Distributional value gradients for stochastic environments
Baptiste Debes, Tinne Tuytelaars
TL;DR
This work addresses the challenge of gradient-aware credit assignment in stochastic environments by extending distributional reinforcement learning to model not only returns but also their gradients. It introduces Distributional Sobolev Training and a Sobolev Bellman operator that jointly bootstraps return and gradient distributions, implemented via a differentiable world model (cVAE) and trained with Max–Sliced MMD (MSMMD). The authors prove contraction properties for the Sobolev operator under both Wasserstein and MSMMD metrics and demonstrate improved stability and robustness in a stochastic toy task and MuJoCo benchmarks, including ablations on world-model choices and overestimation bias controls. The proposed Distributional Sobolev Deterministic Policy Gradient (DSDPG) framework advances sample efficiency and gradient-informed policy improvement in uncertain environments, with broad implications for model-based, gradient-aware RL and related fields.
Abstract
Gradient-regularized value learning methods improve sample efficiency by leveraging learned models of transition dynamics and rewards to estimate return gradients. However, existing approaches, such as MAGE, struggle in stochastic or noisy environments, limiting their applicability. In this work, we address these limitations by extending distributional reinforcement learning on continuous state-action spaces to model not only the distribution over scalar state-action value functions but also over their gradients. We refer to this approach as Distributional Sobolev Training. Inspired by Stochastic Value Gradients (SVG), our method utilizes a one-step world model of reward and transition distributions implemented via a conditional Variational Autoencoder (cVAE).

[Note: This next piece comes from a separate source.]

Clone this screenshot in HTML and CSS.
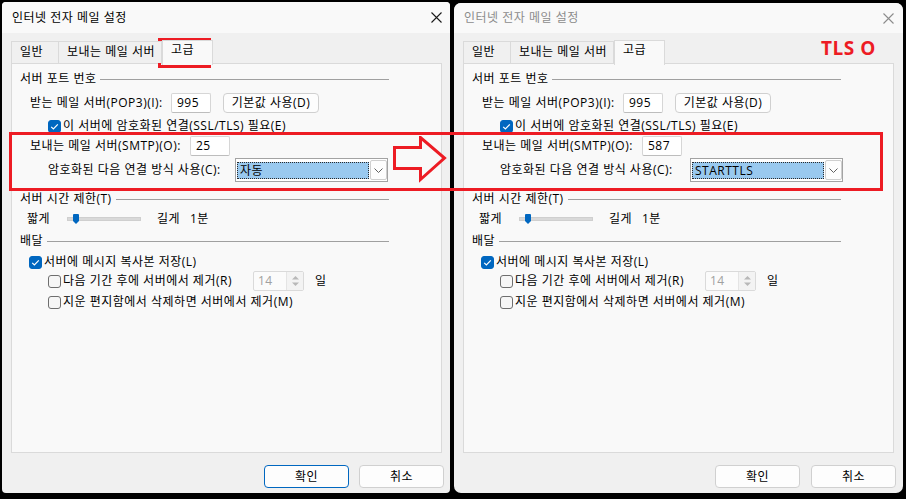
FILE: index.html
```html
<!DOCTYPE html>
<html lang="ko">
<head>
<meta charset="utf-8">
<title>인터넷 전자 메일 설정</title>
<link rel="stylesheet" href="styles.css">
</head>
<body>
<div class="screen">
  <section class="dialog dlg-left">
    <header class="titlebar">
      <span class="title">인터넷 전자 메일 설정</span>
      <svg class="close" width="11" height="11" viewBox="0 0 11 11"><path d="M0.5 0.5L10.5 10.5M10.5 0.5L0.5 10.5" stroke="currentColor" stroke-width="1.1" fill="none"/></svg>
    </header>
    <nav class="tabs">
      <div class="tab w1">일반</div>
      <div class="tab w2">보내는 메일 서버</div>
      <div class="tab w3 sel">고급</div>
    </nav>
    <div class="panel">
      <div class="content">
        <div class="group g1"><span class="gl">서버 포트 번호</span><i class="rule"></i></div>
        <div class="row r-pop"><span class="lab lw-pop">받는 메일 서버(POP3)(I):</span><span class="input">995</span><span class="btn defbtn">기본값 사용(D)</span></div>
        <div class="row r-ssl"><span class="chk on"><svg width="13" height="13" viewBox="0 0 13 13"><path d="M3.2 6.8L5.4 9L9.8 4.4" stroke="#fff" stroke-width="1.2" fill="none"/></svg></span><span class="ct">이 서버에 암호화된 연결(SSL/TLS) 필요(E)</span></div>
        <div class="row r-smtp"><span class="lab lw-smtp">보내는 메일 서버(SMTP)(O):</span><span class="input">25</span></div>
        <div class="row r-enc"><span class="lab lw-enc">암호화된 다음 연결 방식 사용(C):</span>
          <span class="combo"><span class="csel">자동</span><span class="cbtn"><svg width="9" height="5" viewBox="0 0 9 5"><path d="M0.5 0.5L4.5 4.5L8.5 0.5" stroke="#606060" stroke-width="1" fill="none"/></svg></span></span>
        </div>
        <div class="group g2"><span class="gl">서버 시간 제한(T)</span><i class="rule"></i></div>
        <div class="row r-slider"><span class="sl-a">짧게</span><span class="track"><svg class="thumb" width="6" height="10" viewBox="0 0 6 10"><path d="M0 1Q0 0 1 0H5Q6 0 6 1V7L3 10L0 7Z" fill="#0067c0"/></svg></span><span class="sl-b">길게</span><span>1분</span></div>
        <div class="group g3"><span class="gl">배달</span><i class="rule"></i></div>
        <div class="row r-keep"><span class="chk on"><svg width="13" height="13" viewBox="0 0 13 13"><path d="M3.2 6.8L5.4 9L9.8 4.4" stroke="#fff" stroke-width="1.2" fill="none"/></svg></span><span class="ct">서버에 메시지 복사본 저장(L)</span></div>
        <div class="row r-rem"><span class="chk"></span><span class="ct lw-rem">다음 기간 후에 서버에서 제거(R)</span><span class="spin"><span class="sv">14</span><span class="sbtns"><svg width="9" height="5" viewBox="0 0 9 5"><path d="M1 4.5L4.5 1L8 4.5Z" fill="#b8b8b8"/></svg><svg width="9" height="5" viewBox="0 0 9 5"><path d="M1 0.5L4.5 4L8 0.5Z" fill="#b8b8b8"/></svg></span></span><span class="day">일</span></div>
        <div class="row r-del"><span class="chk"></span><span class="ct">지운 편지함에서 삭제하면 서버에서 제거(M)</span></div>
      </div>
    </div>
    <footer class="footer"><span class="btn okbtn primary">확인</span><span class="btn okbtn">취소</span></footer>
  </section>

  <section class="dialog dlg-right inactive">
    <header class="titlebar">
      <span class="title">인터넷 전자 메일 설정</span>
      <svg class="close" width="11" height="11" viewBox="0 0 11 11"><path d="M0.5 0.5L10.5 10.5M10.5 0.5L0.5 10.5" stroke="currentColor" stroke-width="1.1" fill="none"/></svg>
    </header>
    <nav class="tabs">
      <div class="tab w1">일반</div>
      <div class="tab w2">보내는 메일 서버</div>
      <div class="tab w3 sel">고급</div>
    </nav>
    <div class="panel">
      <div class="content">
        <div class="group g1"><span class="gl">서버 포트 번호</span><i class="rule"></i></div>
        <div class="row r-pop"><span class="lab lw-pop">받는 메일 서버(POP3)(I):</span><span class="input">995</span><span class="btn defbtn">기본값 사용(D)</span></div>
        <div class="row r-ssl"><span class="chk on"><svg width="13" height="13" viewBox="0 0 13 13"><path d="M3.2 6.8L5.4 9L9.8 4.4" stroke="#fff" stroke-width="1.2" fill="none"/></svg></span><span class="ct">이 서버에 암호화된 연결(SSL/TLS) 필요(E)</span></div>
        <div class="row r-smtp"><span class="lab lw-smtp">보내는 메일 서버(SMTP)(O):</span><span class="input">587</span></div>
        <div class="row r-enc"><span class="lab lw-enc">암호화된 다음 연결 방식 사용(C):</span>
          <span class="combo combo-r"><span class="csel">STARTTLS</span><span class="cbtn"><svg width="9" height="5" viewBox="0 0 9 5"><path d="M0.5 0.5L4.5 4.5L8.5 0.5" stroke="#606060" stroke-width="1" fill="none"/></svg></span></span>
        </div>
        <div class="group g2"><span class="gl">서버 시간 제한(T)</span><i class="rule"></i></div>
        <div class="row r-slider"><span class="sl-a">짧게</span><span class="track"><svg class="thumb" width="6" height="10" viewBox="0 0 6 10"><path d="M0 1Q0 0 1 0H5Q6 0 6 1V7L3 10L0 7Z" fill="#0067c0"/></svg></span><span class="sl-b">길게</span><span>1분</span></div>
        <div class="group g3"><span class="gl">배달</span><i class="rule"></i></div>
        <div class="row r-keep"><span class="chk on"><svg width="13" height="13" viewBox="0 0 13 13"><path d="M3.2 6.8L5.4 9L9.8 4.4" stroke="#fff" stroke-width="1.2" fill="none"/></svg></span><span class="ct">서버에 메시지 복사본 저장(L)</span></div>
        <div class="row r-rem"><span class="chk"></span><span class="ct lw-rem">다음 기간 후에 서버에서 제거(R)</span><span class="spin"><span class="sv">14</span><span class="sbtns"><svg width="9" height="5" viewBox="0 0 9 5"><path d="M1 4.5L4.5 1L8 4.5Z" fill="#b8b8b8"/></svg><svg width="9" height="5" viewBox="0 0 9 5"><path d="M1 0.5L4.5 4L8 0.5Z" fill="#b8b8b8"/></svg></span></span><span class="day">일</span></div>
        <div class="row r-del"><span class="chk"></span><span class="ct">지운 편지함에서 삭제하면 서버에서 제거(M)</span></div>
      </div>
    </div>
    <footer class="footer"><span class="btn okbtn">확인</span><span class="btn okbtn">취소</span></footer>
  </section>

  <div class="mark mark-tab"></div>
  <div class="mark mark-rows"></div>
  <svg class="mark-arrow" width="56" height="48" viewBox="0 0 56 48"><path d="M3.5 11.5H29.5V1.5L53.5 22L29.5 43.5V32.5H3.5Z" stroke="#ed1c24" stroke-width="3" fill="none"/></svg>
  <div class="mark-text">TLS O</div>
</div>
</body>
</html>
```

FILE: styles.css
```css
* { box-sizing: border-box; }
html, body { margin: 0; padding: 0; }
body {
  background: #000;
  width: 906px;
  height: 499px;
  overflow: hidden;
  font-family: "Open Sans", "Noto Sans CJK KR", sans-serif;
  font-size: 12px;
  line-height: 16px;
  letter-spacing: 0.5px;
  color: #000;
}
.screen {
  position: relative;
  width: 906px;
  height: 499px;
  display: flex;
  align-items: flex-start;
  padding: 2px 0 0 2px;
  gap: 4px;
}
.dialog {
  display: flex;
  flex-direction: column;
  background: #f0f0f0;
  width: 448px;
  height: 491px;
  border-radius: 4px;
  overflow: hidden;
}
.dlg-right {
  width: 449px;
  height: 490px;
  margin-top: 1px;
  border-radius: 7px;
}
.titlebar {
  height: 31px;
  flex: none;
  background: #f9f9f9;
  display: flex;
  align-items: center;
  justify-content: space-between;
  padding: 0 8px 0 10px;
}
.dlg-right .titlebar { height: 30px; padding-right: 9px; }
.title { font-size: 12px; }
.close { color: #1a1a1a; }
.inactive .title { color: #8c8c8c; }
.inactive .close { color: #8c8c8c; }

.tabs {
  height: 32px;
  flex: none;
  display: flex;
  align-items: flex-end;
  padding-left: 9px;
  margin-bottom: -2px;
  position: relative;
  z-index: 1;
}
.tab {
  height: 22px;
  margin-bottom: 2px;
  border: 1px solid #dadada;
  border-bottom: none;
  background: #f0f0f0;
  padding: 2px 0 0 8px;
  line-height: 16px;
  white-space: nowrap;
}
.tab + .tab { border-left: none; }
.w1 { width: 48px; }
.w2 { width: 103px; }
.w3 { width: 51px; }
.tab.sel {
  height: 25px;
  margin-bottom: 0;
  background: #f9f9f9;
  border-left: 1px solid #dadada;
  padding-top: 1px;
  padding-left: 8px;
}
.panel {
  flex: none;
  height: 390px;
  margin: 0 8px 0 9px;
  background: #f9f9f9;
  border: 1px solid #dadada;
}
.dlg-right .panel { margin-right: 9px; }
.content {
  width: 377px;
  padding-left: 8px;
}
.group {
  display: flex;
  align-items: center;
  height: 16px;
}
.gl { white-space: nowrap; }
.rule {
  flex: 1;
  height: 1px;
  background: #a0a0a0;
  margin-left: 4px;
  margin-top: 1px;
}
.g1 { margin-top: 7px; }
.g2 { margin-top: 9px; }
.g3 { margin-top: 6px; }
.row { display: flex; align-items: center; }
.r-pop { height: 20px; margin-top: 6px; padding-left: 10px; }
.r-ssl { height: 16px; margin-top: 5px; padding-left: 28px; }
.r-smtp { height: 20px; margin-top: 2px; padding-left: 10px; }
.r-enc { height: 24px; margin-top: 2px; padding-left: 28px; }
.r-slider { height: 16px; margin-top: 4px; padding-left: 7px; }
.r-keep { height: 16px; margin-top: 5px; padding-left: 9px; }
.r-rem { height: 20px; margin-top: 1px; padding-left: 28px; }
.r-del { height: 16px; margin-top: 3px; padding-left: 28px; }

.lab { flex: none; white-space: nowrap; }
.lw-pop { width: 141px; }
.lw-smtp { width: 160px; }
.lw-enc { width: 187px; }
.input {
  width: 40px;
  height: 20px;
  background: #fff;
  border: 1px solid #d6d6d6;
  border-bottom-color: #bdbdbd;
  border-radius: 2px;
  padding: 1px 0 0 5px;
  line-height: 16px;
}
.btn {
  display: flex;
  align-items: center;
  justify-content: center;
  background: #fdfdfd;
  border: 1px solid #d0d0d0;
  border-radius: 4px;
  white-space: nowrap;
}
.defbtn { width: 96px; height: 20px; margin-left: 12px; }
.chk {
  flex: none;
  width: 13px;
  height: 13px;
  border: 1px solid #6e6e6e;
  border-radius: 3px;
  background: #f6f6f6;
  margin-right: 2px;
  position: relative;
}
.chk.on { background: #0067c0; border-color: #0067c0; }
.chk svg { position: absolute; left: -1px; top: -1px; }
.ct { white-space: nowrap; }
.combo {
  width: 153px;
  height: 24px;
  border: 1px solid #a3a3a3;
  background: #fff;
  display: flex;
  align-items: center;
  padding: 0 1px 0 1px;
}
.combo-r { margin-left: 3px; }
.csel {
  flex: none;
  width: 132px;
  height: 17px;
  background: #99c9ef;
  border: 1px dotted #2b2b2b;
  line-height: 15px;
  padding-left: 2px;
}
.cbtn {
  flex: none;
  width: 17px;
  height: 20px;
  margin-left: 1px;
  border: 1px solid #cfcfcf;
  border-radius: 2px;
  background: #fdfdfd;
  display: flex;
  align-items: center;
  justify-content: center;
}
.sl-a { width: 40px; }
.track {
  width: 74px;
  height: 4px;
  background: #d9d9d9;
  border: 1px solid #cfcfcf;
  position: relative;
}
.thumb { position: absolute; left: 5px; top: -4px; }
.sl-b { margin-left: 16px; width: 33px; }
.lw-rem { width: 190px; }
.spin {
  width: 51px;
  height: 20px;
  border: 1px solid #dadada;
  border-radius: 2px;
  background: #fbfbfb;
  display: flex;
  justify-content: space-between;
}
.sv { color: #a0a0a0; padding: 1px 0 0 4px; }
.sbtns {
  width: 17px;
  display: flex;
  flex-direction: column;
  justify-content: center;
  align-items: center;
  gap: 2px;
  border-left: 1px solid #e4e4e4;
  background: #f3f3f3;
}
.day { margin-left: 11px; }

.footer {
  flex: 1;
  display: flex;
  justify-content: flex-end;
  align-items: flex-start;
  padding: 12px 6px 0 0;
  gap: 10px;
}
.dlg-right .footer { padding-right: 7px; gap: 11px; padding-top: 12px; }
.okbtn { width: 85px; height: 23px; }
.primary { border-color: #0067c0; }

.mark { position: absolute; border: 3px solid #ed1c24; }
.mark-tab { left: 158px; top: 38px; width: 53px; height: 30px; }
.mark-rows { left: 9px; top: 132px; width: 874px; height: 59px; }
.mark-arrow { position: absolute; left: 391px; top: 136px; }
.mark-text {
  position: absolute;
  left: 821px;
  top: 36px;
  font-family: "Open Sans", sans-serif;
  font-weight: 700;
  font-size: 19px;
  line-height: 24px;
  color: #ed1c24;
  letter-spacing: 0.5px;
}
```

The proposed framework is sample-based and employs Max-sliced Maximum Mean Discrepancy (MSMMD) to instantiate the distributional Bellman operator. We prove that the Sobolev-augmented Bellman operator is a contraction with a unique fixed point, and highlight a fundamental smoothness trade-off underlying contraction in gradient-aware RL. To validate our method, we first showcase its effectiveness on a simple stochastic reinforcement learning toy problem, then benchmark its performance on several MuJoCo environments.